### Task to carry out
Repeat the listing that follows, character for character, minus the pictures.

### Data lines
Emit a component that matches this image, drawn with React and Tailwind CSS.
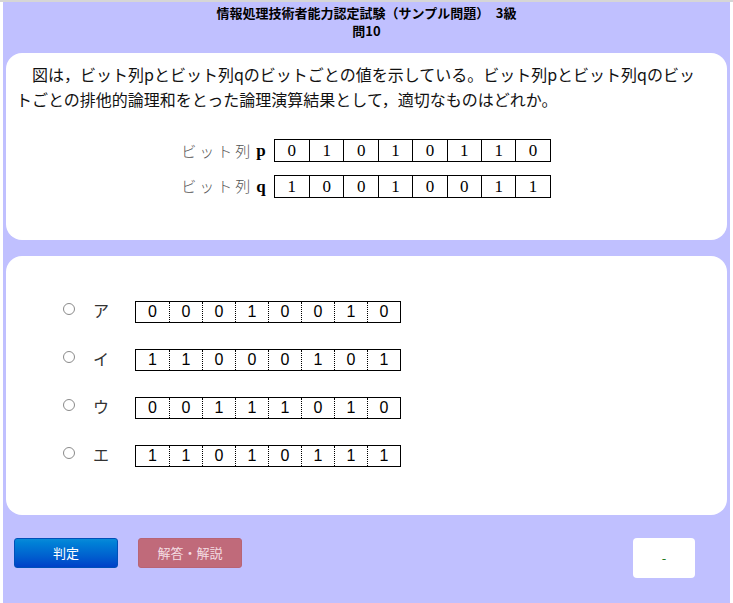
const topRows = [
  { label: "p", bits: [0, 1, 0, 1, 0, 1, 1, 0] },
  { label: "q", bits: [1, 0, 0, 1, 0, 0, 1, 1] },
];

const options = [
  { kana: "ア", bits: [0, 0, 0, 1, 0, 0, 1, 0] },
  { kana: "イ", bits: [1, 1, 0, 0, 0, 1, 0, 1] },
  { kana: "ウ", bits: [0, 0, 1, 1, 1, 0, 1, 0] },
  { kana: "エ", bits: [1, 1, 0, 1, 0, 1, 1, 1] },
];

const sans = "font-['Noto_Sans_CJK_JP','Noto_Sans',sans-serif]";

const App = () => {
  return (
    <div className={`min-h-[603px] border-t-2 border-[#d6d6d6] bg-white px-[3px] ${sans}`}>
      <div className="min-h-[601px] bg-[#c0c0ff] px-[3px] pb-6">
        <div className="flex flex-col items-center pt-[2px] text-[13px] font-bold leading-[18px] text-black">
          <p>情報処理技術者能力認定試験（サンプル問題）　3級</p>
          <p>問10</p>
        </div>

        <section className="mt-[13px] h-[187px] rounded-[16px] bg-white pl-[10px] pr-[20px] pt-[9px]">
          <p className="indent-[1em] text-[16px] leading-[25px] text-[#111]">
            図は，ビット列pとビット列qのビットごとの値を示している。ビット列pとビット列qのビットごとの排他的論理和をとった論理演算結果として，適切なものはどれか。
          </p>
          <div className="mt-[26px] flex flex-col items-center gap-[10px] pl-[9px]">
            {topRows.map((row) => (
              <div key={row.label} className="flex items-center">
                <span className="mr-[3px] text-[15px] tracking-[3px] text-[#555] font-['Noto_Sans_CJK_JP',sans-serif] font-light">
                  ビット列
                </span>
                <span className="mr-[8px] font-['Liberation_Serif',serif] text-[17px] font-bold text-black">
                  {row.label}
                </span>
                <div className="flex border border-black">
                  {row.bits.map((b, i) => (
                    <span
                      key={i}
                      className={`flex h-[21px] w-[34.4px] items-center justify-center font-['Liberation_Serif',serif] text-[17px] text-black ${
                        i > 0 ? "border-l border-black" : ""
                      }`}
                    >
                      {b}
                    </span>
                  ))}
                </div>
              </div>
            ))}
          </div>
        </section>

        <section className="mt-[16px] h-[259px] rounded-[16px] bg-white pl-[56px] pt-[45px]">
          <div className="flex flex-col gap-[26px]">
            {options.map((opt) => (
              <div key={opt.kana} className="flex h-[22px] items-center">
                <span className="mb-[6px] ml-[1px] h-[12px] w-[12px] rounded-full border border-[#8a8a8a] bg-white" />
                <span className="mb-[5px] ml-[18px] w-[42px] text-[16px] leading-[20px] text-[#333]">{opt.kana}</span>
                <div className="flex border border-black">
                  {opt.bits.map((b, i) => (
                    <span
                      key={i}
                      className={`flex h-[20px] w-[33px] items-center justify-center font-['Liberation_Sans',sans-serif] text-[16px] text-black ${
                        i > 0 ? "border-l border-dotted border-black" : ""
                      }`}
                    >
                      {b}
                    </span>
                  ))}
                </div>
              </div>
            ))}
          </div>
        </section>

        <div className="mt-[23px] flex items-start pl-[8px] pr-[32px]">
          <button
            type="button"
            className="h-[30px] w-[104px] rounded-[3px] border border-[#0050b8] bg-gradient-to-b from-[#0a8ad8] to-[#0040c8] text-[13px] text-white"
          >
            判定
          </button>
          <button
            type="button"
            className="ml-[20px] h-[30px] w-[104px] rounded-[3px] border border-[#b86476] bg-[#c06a7a] text-[13px] text-[#f4dde3]"
          >
            解答・解説
          </button>
          <div className="ml-auto flex h-[40px] w-[62px] items-center justify-center rounded-[4px] bg-white text-[13px] text-[#1a7a1a]">
            -
          </div>
        </div>
      </div>
    </div>
  );
};

export default App;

### Reply
Emit a component that matches this image, drawn with React and Tailwind CSS.
const topRows = [
  { label: "p", bits: [0, 1, 0, 1, 0, 1, 1, 0] },
  { label: "q", bits: [1, 0, 0, 1, 0, 0, 1, 1] },
];

const options = [
  { kana: "ア", bits: [0, 0, 0, 1, 0, 0, 1, 0] },
  { kana: "イ", bits: [1, 1, 0, 0, 0, 1, 0, 1] },
  { kana: "ウ", bits: [0, 0, 1, 1, 1, 0, 1, 0] },
  { kana: "エ", bits: [1, 1, 0, 1, 0, 1, 1, 1] },
];

const sans = "font-['Noto_Sans_CJK_JP','Noto_Sans',sans-serif]";

const App = () => {
  return (
    <div className={`min-h-[603px] border-t-2 border-[#d6d6d6] bg-white px-[3px] ${sans}`}>
      <div className="min-h-[601px] bg-[#c0c0ff] px-[3px] pb-6">
        <div className="flex flex-col items-center pt-[2px] text-[13px] font-bold leading-[18px] text-black">
          <p>情報処理技術者能力認定試験（サンプル問題）　3級</p>
          <p>問10</p>
        </div>

        <section className="mt-[13px] h-[187px] rounded-[16px] bg-white pl-[10px] pr-[20px] pt-[9px]">
          <p className="indent-[1em] text-[16px] leading-[25px] text-[#111]">
            図は，ビット列pとビット列qのビットごとの値を示している。ビット列pとビット列qのビットごとの排他的論理和をとった論理演算結果として，適切なものはどれか。
          </p>
          <div className="mt-[26px] flex flex-col items-center gap-[10px] pl-[9px]">
            {topRows.map((row) => (
              <div key={row.label} className="flex items-center">
                <span className="mr-[3px] text-[15px] tracking-[3px] text-[#555] font-['Noto_Sans_CJK_JP',sans-serif] font-light">
                  ビット列
                </span>
                <span className="mr-[8px] font-['Liberation_Serif',serif] text-[17px] font-bold text-black">
                  {row.label}
                </span>
                <div className="flex border border-black">
                  {row.bits.map((b, i) => (
                    <span
                      key={i}
                      className={`flex h-[21px] w-[34.4px] items-center justify-center font-['Liberation_Serif',serif] text-[17px] text-black ${
                        i > 0 ? "border-l border-black" : ""
                      }`}
                    >
                      {b}
                    </span>
                  ))}
                </div>
              </div>
            ))}
          </div>
        </section>

        <section className="mt-[16px] h-[259px] rounded-[16px] bg-white pl-[56px] pt-[45px]">
          <div className="flex flex-col gap-[26px]">
            {options.map((opt) => (
              <div key={opt.kana} className="flex h-[22px] items-center">
                <span className="mb-[6px] ml-[1px] h-[12px] w-[12px] rounded-full border border-[#8a8a8a] bg-white" />
                <span className="mb-[5px] ml-[18px] w-[42px] text-[16px] leading-[20px] text-[#333]">{opt.kana}</span>
                <div className="flex border border-black">
                  {opt.bits.map((b, i) => (
                    <span
                      key={i}
                      className={`flex h-[20px] w-[33px] items-center justify-center font-['Liberation_Sans',sans-serif] text-[16px] text-black ${
                        i > 0 ? "border-l border-dotted border-black" : ""
                      }`}
                    >
                      {b}
                    </span>
                  ))}
                </div>
              </div>
            ))}
          </div>
        </section>

        <div className="mt-[23px] flex items-start pl-[8px] pr-[32px]">
          <button
            type="button"
            className="h-[30px] w-[104px] rounded-[3px] border border-[#0050b8] bg-gradient-to-b from-[#0a8ad8] to-[#0040c8] text-[13px] text-white"
          >
            判定
          </button>
          <button
            type="button"
            className="ml-[20px] h-[30px] w-[104px] rounded-[3px] border border-[#b86476] bg-[#c06a7a] text-[13px] text-[#f4dde3]"
          >
            解答・解説
          </button>
          <div className="ml-auto flex h-[40px] w-[62px] items-center justify-center rounded-[4px] bg-white text-[13px] text-[#1a7a1a]">
            -
          </div>
        </div>
      </div>
    </div>
  );
};

export default App;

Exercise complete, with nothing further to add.